There are just over 400 graves of military personnel from World War I, who died in Turkey mostly as prisoners of war or some during the occupation of Istanbul (1918 to 1923) after the Armistice of Mudros.

Two other memorials of World War I are found in the cemetery, one bearing the names of a little over 200 soldiers of United Kingdom and India, who fell in various parts of Russia or on the borders of Turkey, and whose burial grounds could not be maintained. The other memorial is dedicated to the servicemen of the Indian Army who died between 1919 and 1920 in the prisoner-of-war camps in southern Turkey near Adana and were interred in the Maslak and Osmaniye Indian Cemeteries. In 1961, when those cemeteries could not be further maintained, the earth with the ashes of the cremated remains of these men was transferred here and scattered near the monument, and the remains of their Muslim comrades were re-interred.
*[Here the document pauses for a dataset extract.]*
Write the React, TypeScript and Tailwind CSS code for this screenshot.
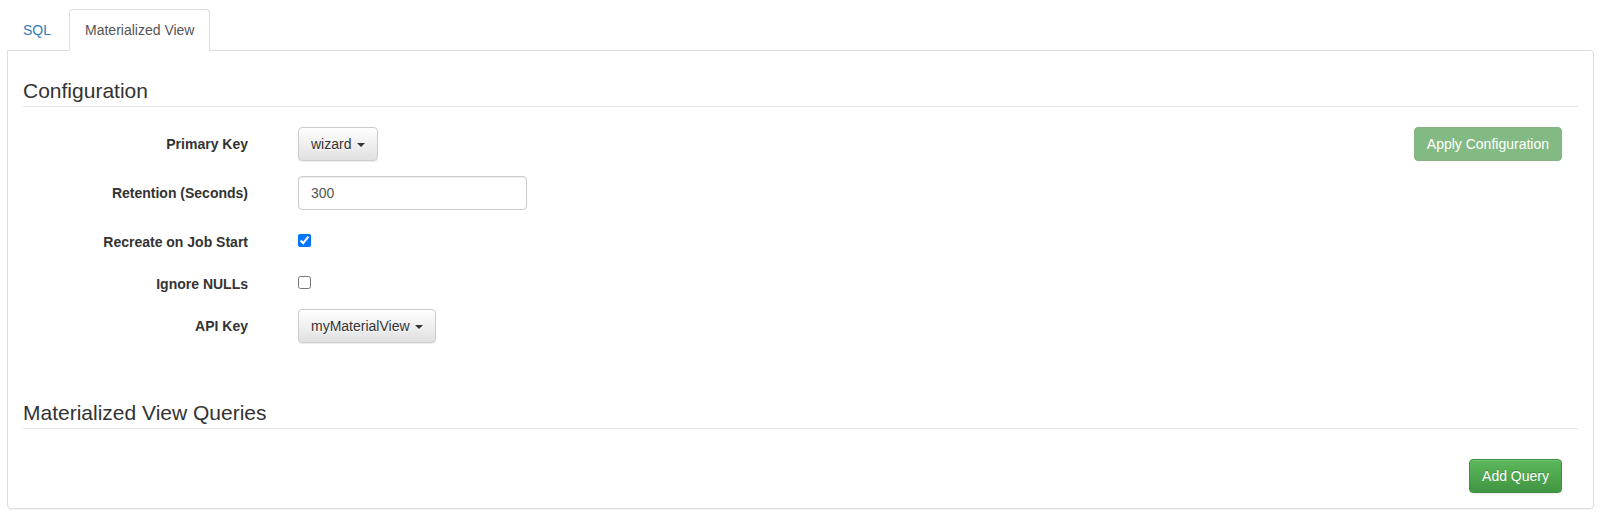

In addition to the burials of World War I, graves of 38 servicemen of the Royal Navy and Royal Air Force and one pilot of the Australian Imperial Force, who were all killed in action in the Mediterranean Theatre of World War II at the borders of then neutral Turkey, are found in the Haydarpaşa Cemetery.

==Notable burials==
- James Maurice Frost (1838–1902), Ottoman-Scottish inventor, brigadier general, and military engineer
- Marian Langiewicz (1827–1887), Polish military leader of the January Uprising and later an Ottoman Pasha.

==Administration==
Until 1925, the British Government was directly responsible for the maintenance of the cemetery. From then on, the Commonwealth War Graves Commission has taken over the duty on behalf of the British Government.

==Location==
The cemetery is situated today between the military hospital and the Port of Haydarpaşa next to the marshalling yard down on the street Tıbbiye Caddesi from Üsküdar to Kadıköy.